Ma queste idee, queste qualità astratte concepite astrattamente, bisogna incalorirle, perché il poeta non è il filosofo. Ed Alfieri era poeta, avea sentimento ed immaginazione. Cosa si fa quando avete innanzi un’invitta astrazione, l’essere del vostro intelletto? Gli si dà un calore il quale non nasce da lui in quanto si muove nelle condizioni reali, perché è un essere astratto: è quello un calore comunicato dall’immaginazione del poeta. Timoleone è più caldo e più eloquente di Farinata, parla per cinque atti, mai ci fa una impressione, perché il calore gli viene da fuori; è il poeta che solo sta tra i suoi personaggi e cerca dar loro il fuoco del proprio pensiero. Oggi ci è una bella frase, venutaci dal francese, molto caratteristica: «egli si sdegna a freddo». Indica sdegno rettorico, non esistente in fatto nell’animo, venuto da fuori, dall’immaginazione. Tal è il sentimento nella forma del secolo XVIII.
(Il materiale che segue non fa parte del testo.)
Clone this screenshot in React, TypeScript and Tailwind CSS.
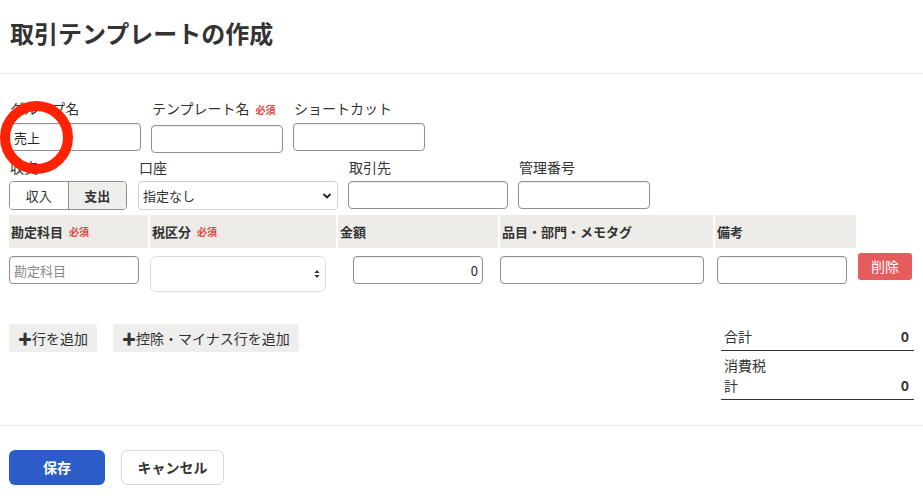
import React from "react";

const font = { fontFamily: '"Noto Sans CJK JP", "Noto Sans", sans-serif' };

const Required: React.FC = () => (
    <span className="ml-[6px] text-[10px] font-bold text-[#e04848]">必須</span>
);

const TextInput: React.FC<{ w: string; value?: string; placeholder?: string; right?: boolean }> = ({
    w,
    value,
    placeholder,
    right,
}) => (
    <input
        readOnly
        value={value ?? ""}
        placeholder={placeholder}
        className={`${w} block h-[28px] rounded-[4px] border border-[#8f8f8f] bg-white px-[4px] text-[13px] text-[#222] shadow-[inset_0_1px_1px_rgba(0,0,0,0.08)] outline-none placeholder:text-[#8a8a8a] ${
            right ? "text-right" : ""
        }`}
        style={font}
    />
);

const cols = ["w-[139px]", "w-[186px]", "w-[160px]", "w-[213px]", "w-[141px]"];

const App: React.FC = () => {
    return (
        <div className="relative min-h-[499px] bg-white text-[#333]" style={font}>
            <div className="h-[74px] border-b border-[#e6e6e6] px-[10px] pt-[16px]">
                <h1 className="text-[24px] font-bold leading-[34px] text-[#333]">
                    取引テンプレートの作成
                </h1>
            </div>

            <div className="border-b border-[#e6e6e6] px-[9px] pt-[24px] pb-[25px]">
                {/* row 1 */}
                <div className="flex gap-[10px]">
                    <div className="w-[132px]">
                        <div className="mb-[5px] pl-[1px] text-[14px] leading-[20px]">グループ名</div>
                        <TextInput w="w-[132px]" value="売上" />
                    </div>
                    <div className="w-[132px]">
                        <div className="mb-[5px] pl-[1px] text-[14px] leading-[20px]">
                            テンプレート名
                            <Required />
                        </div>
                        <TextInput w="w-[132px]" />
                    </div>
                    <div className="w-[132px]">
                        <div className="mb-[5px] pl-[1px] text-[14px] leading-[20px]">ショートカット</div>
                        <TextInput w="w-[132px]" />
                    </div>
                </div>

                {/* row 2 */}
                <div className="mt-[4px] flex">
                    <div className="w-[118px]">
                        <div className="mb-[4px] pl-[1px] text-[14px] leading-[20px]">収支</div>
                        <div className="flex h-[29px] overflow-hidden rounded-[4px] border border-[#8f8f8f] text-[13px]">
                            <div className="flex flex-1 items-center justify-center bg-white">収入</div>
                            <div className="flex flex-1 items-center justify-center border-l border-[#8f8f8f] bg-[#eeeeec] font-bold">
                                支出
                            </div>
                        </div>
                    </div>
                    <div className="ml-[11px] w-[200px]">
                        <div className="mb-[4px] pl-[1px] text-[14px] leading-[20px]">口座</div>
                        <div className="flex h-[29px] items-center justify-between rounded-[4px] border border-[#d0d0d0] bg-white px-[4px] text-[13px]">
                            <span>指定なし</span>
                            <svg width="10" height="8" viewBox="0 0 10 8" className="mr-[1px]">
                                <path d="M1.5 2 L5 5.5 L8.5 2" fill="none" stroke="#222" strokeWidth="1.8" />
                            </svg>
                        </div>
                    </div>
                    <div className="ml-[10px] w-[160px]">
                        <div className="mb-[4px] pl-[1px] text-[14px] leading-[20px]">取引先</div>
                        <TextInput w="w-[160px]" />
                    </div>
                    <div className="ml-[10px] w-[132px]">
                        <div className="mb-[4px] pl-[1px] text-[14px] leading-[20px]">管理番号</div>
                        <TextInput w="w-[132px]" />
                    </div>
                </div>

                {/* table header */}
                <div className="mt-[5px] flex gap-[2px]">
                    {["勘定科目", "税区分", "金額", "品目・部門・メモタグ", "備考"].map((h, i) => (
                        <div
                            key={h}
                            className={`${cols[i]} flex h-[33px] items-center bg-[#edece8] pl-[2px] text-[13px] font-bold`}
                        >
                            {h}
                            {i < 2 && <Required />}
                        </div>
                    ))}
                </div>

                {/* table row */}
                <div className="mt-[5px] flex items-start gap-[2px]">
                    <div className={`${cols[0]} pt-[3px]`}>
                        <TextInput w="w-[130px]" placeholder="勘定科目" />
                    </div>
                    <div className={`${cols[1]} pt-[3px]`}>
                        <div className="flex h-[36px] w-[176px] items-center justify-end rounded-[6px] border border-[#dcdcdc] bg-white pr-[5px]">
                            <svg width="6" height="10" viewBox="0 0 6 10">
                                <path d="M3 1 L5.5 4 H0.5 Z" fill="#333" />
                                <path d="M3 9 L5.5 6 H0.5 Z" fill="#333" />
                            </svg>
                        </div>
                    </div>
                    <div className={`${cols[2]} flex justify-center pt-[3px]`}>
                        <TextInput w="w-[130px]" value="0" right />
                    </div>
                    <div className={`${cols[3]} pt-[3px]`}>
                        <TextInput w="w-[204px]" />
                    </div>
                    <div className={`${cols[4]} pt-[3px] pl-[2px]`}>
                        <TextInput w="w-[130px]" />
                    </div>
                    <button className="h-[27px] w-[54px] rounded-[3px] bg-[#e65c5c] text-[14px] text-white">
                        削除
                    </button>
                </div>

                {/* add buttons + totals */}
                <div className="mt-[32px] flex items-start justify-between">
                    <div className="flex gap-[16px]">
                        <button className="h-[28px] rounded-[3px] bg-[#eeeeec] px-[9px] text-[14px] text-[#333]">
                            <span className="font-bold">✚</span>行を追加
                        </button>
                        <button className="h-[28px] rounded-[3px] bg-[#eeeeec] px-[9px] text-[14px] text-[#333]">
                            <span className="font-bold">✚</span>控除・マイナス行を追加
                        </button>
                    </div>
                    <div className="-mt-[2px] w-[193px] text-[14px]">
                        <div className="flex justify-between border-b border-[#333] py-[4px] pl-[3px] pr-[5px] leading-[20px]">
                            <span>合計</span>
                            <span className="font-bold">0</span>
                        </div>
                        <div className="flex items-end justify-between border-b border-[#333] py-[4px] pl-[3px] pr-[5px] leading-[20px]">
                            <span className="w-[48px]">消費税計</span>
                            <span className="font-bold">0</span>
                        </div>
                    </div>
                </div>
            </div>

            {/* footer */}
            <div className="flex gap-[16px] px-[9px] pt-[24px]">
                <button className="h-[35px] w-[96px] rounded-[6px] bg-[#2b5cc8] text-[14px] font-bold text-white">
                    保存
                </button>
                <button className="h-[35px] w-[103px] rounded-[6px] border border-[#d8d8d8] bg-white text-[14px] font-bold text-[#333]">
                    キャンセル
                </button>
            </div>

            {/* annotation circle */}
            <div className="pointer-events-none absolute left-[0px] top-[101px] h-[73px] w-[73px] rounded-full border-[10px] border-[#ff2200]" />
        </div>
    );
};

export default App;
Quando si hanno esseri che non vivono, senza realtà nella vita contemporanea, che sono concetti, che avviene? Il poeta non sente necessità di concepirli con certe forme storiche, gli è indifferente che il greco abbia veste greca o italiana, che l’italiano moderno vesta come l’antico. Dico «veste» parlando di forma in generale. Perciò quegli uomini che aveano quegl’ideali astratti li vestivano con le forme cui erano avvezzi nelle scuole, dalla loro educazione. E si ha il fenomeno singolarissimo che la letteratura del secolo XVIII, nuova pel contenuto, rimanga inviluppata nelle forme antiche. Il contenuto nuovo apparisce in una Italia che fa frasi, senza coscienza.
In Parini, Alfieri, Foscolo c’è anima nuova che comparisce all’antica. Quelle forme che oggi diciamo classiche, che sono? Una certa solennità, una certa gravità: non le greche, ma le latine sono prevalenti, e si usa dire: «la maestà latina». Tutti gli studii di latinità davano alla forma una solennità come di chi sta sul piedistallo o in pulpito, come sto io ora.